Although painful, man-of-war stings often resolve on their own. Affected areas should be rinsed with seawater (avoid freshwater). If symptoms persist, worsen or show no sign of improvement after several hours, or if there are any systemic symptoms such as fever, confusion, nausea or vomiting, seek care from a physician.

Fire Coral Sting

Fire corals are hydrozoans rather than true corals, although like corals, they are immobile. Fire corals have nematocysts but also have sharp edges that may cause lacerations or abrasions. Symptoms of fire-coral envenomation include immediate stinging and burning. A skin reaction, involving red wheals and blisters, may develop along with considerable itching.

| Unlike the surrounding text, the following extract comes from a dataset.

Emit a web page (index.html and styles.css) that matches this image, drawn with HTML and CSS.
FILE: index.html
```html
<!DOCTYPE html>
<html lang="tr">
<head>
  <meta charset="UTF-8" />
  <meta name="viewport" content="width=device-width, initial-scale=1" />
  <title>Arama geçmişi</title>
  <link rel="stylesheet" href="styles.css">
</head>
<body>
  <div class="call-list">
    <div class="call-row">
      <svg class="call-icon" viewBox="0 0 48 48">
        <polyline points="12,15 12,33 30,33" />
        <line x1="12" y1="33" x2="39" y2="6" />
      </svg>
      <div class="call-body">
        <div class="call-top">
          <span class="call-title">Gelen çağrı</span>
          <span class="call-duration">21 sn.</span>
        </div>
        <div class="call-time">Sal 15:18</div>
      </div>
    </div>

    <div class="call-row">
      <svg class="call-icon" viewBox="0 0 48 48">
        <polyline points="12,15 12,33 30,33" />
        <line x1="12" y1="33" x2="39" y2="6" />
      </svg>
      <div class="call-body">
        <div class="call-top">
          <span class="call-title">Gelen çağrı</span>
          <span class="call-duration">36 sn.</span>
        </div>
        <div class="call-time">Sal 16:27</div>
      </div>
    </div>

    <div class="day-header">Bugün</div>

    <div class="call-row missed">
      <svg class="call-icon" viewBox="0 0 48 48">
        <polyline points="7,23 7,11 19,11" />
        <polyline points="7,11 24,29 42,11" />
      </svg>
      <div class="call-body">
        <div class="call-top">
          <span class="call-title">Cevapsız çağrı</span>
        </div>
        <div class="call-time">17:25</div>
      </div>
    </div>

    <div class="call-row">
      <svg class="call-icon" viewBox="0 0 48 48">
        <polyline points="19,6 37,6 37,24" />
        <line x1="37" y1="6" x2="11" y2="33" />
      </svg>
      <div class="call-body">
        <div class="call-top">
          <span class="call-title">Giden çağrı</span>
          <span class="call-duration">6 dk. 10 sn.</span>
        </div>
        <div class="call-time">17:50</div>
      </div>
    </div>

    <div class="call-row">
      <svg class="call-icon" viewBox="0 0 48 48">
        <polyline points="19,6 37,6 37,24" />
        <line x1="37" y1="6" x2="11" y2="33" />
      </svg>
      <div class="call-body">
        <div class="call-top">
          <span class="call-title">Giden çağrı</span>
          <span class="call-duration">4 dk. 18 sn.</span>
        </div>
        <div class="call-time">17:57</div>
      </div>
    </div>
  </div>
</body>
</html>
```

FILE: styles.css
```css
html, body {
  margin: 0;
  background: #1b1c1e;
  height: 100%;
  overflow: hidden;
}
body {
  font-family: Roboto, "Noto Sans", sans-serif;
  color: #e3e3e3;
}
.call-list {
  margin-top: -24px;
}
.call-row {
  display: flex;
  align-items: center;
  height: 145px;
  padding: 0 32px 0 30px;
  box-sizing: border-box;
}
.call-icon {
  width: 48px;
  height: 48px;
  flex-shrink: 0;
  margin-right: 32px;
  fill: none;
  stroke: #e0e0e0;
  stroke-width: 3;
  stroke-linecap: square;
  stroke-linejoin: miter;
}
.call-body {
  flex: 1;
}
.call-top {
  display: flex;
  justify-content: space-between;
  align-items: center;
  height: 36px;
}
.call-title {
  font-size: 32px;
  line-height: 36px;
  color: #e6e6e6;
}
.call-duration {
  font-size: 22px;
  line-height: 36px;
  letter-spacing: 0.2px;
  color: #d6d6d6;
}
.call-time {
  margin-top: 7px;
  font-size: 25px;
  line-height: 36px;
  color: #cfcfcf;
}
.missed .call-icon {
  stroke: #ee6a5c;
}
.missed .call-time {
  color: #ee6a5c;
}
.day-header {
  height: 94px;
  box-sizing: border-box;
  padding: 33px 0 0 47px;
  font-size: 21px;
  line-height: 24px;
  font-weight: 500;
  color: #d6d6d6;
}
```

Fire-coral envenomations should be treated according to the general treatment principles described at the beginning of this article.

Man with red lumps on neck and cheek

Seabather’s Eruption

Seabather’s eruption is a skin irritation, mostly of covered areas of the body, caused by larval forms of certain sea anemones. Skin manifestations of seabather’s eruption may occur minutes to hours after swimming. The reaction typically involves red, burning, itchy bumps and/or hives that may persist for up to two weeks. Treatment consists of washing the affected areas with soap and water followed by a vigorous rinse. An initial brief soak with vinegar may help reduce symptoms.

Jellyfish and hydroid envenomations are frequently painful and may occasionally cause severe illness. Careful employment of the techniques above, as well as an effective evacuation plan and knowledge of local medical facilities and resources (including the availability of antivenin) can reduce pain and may be lifesaving.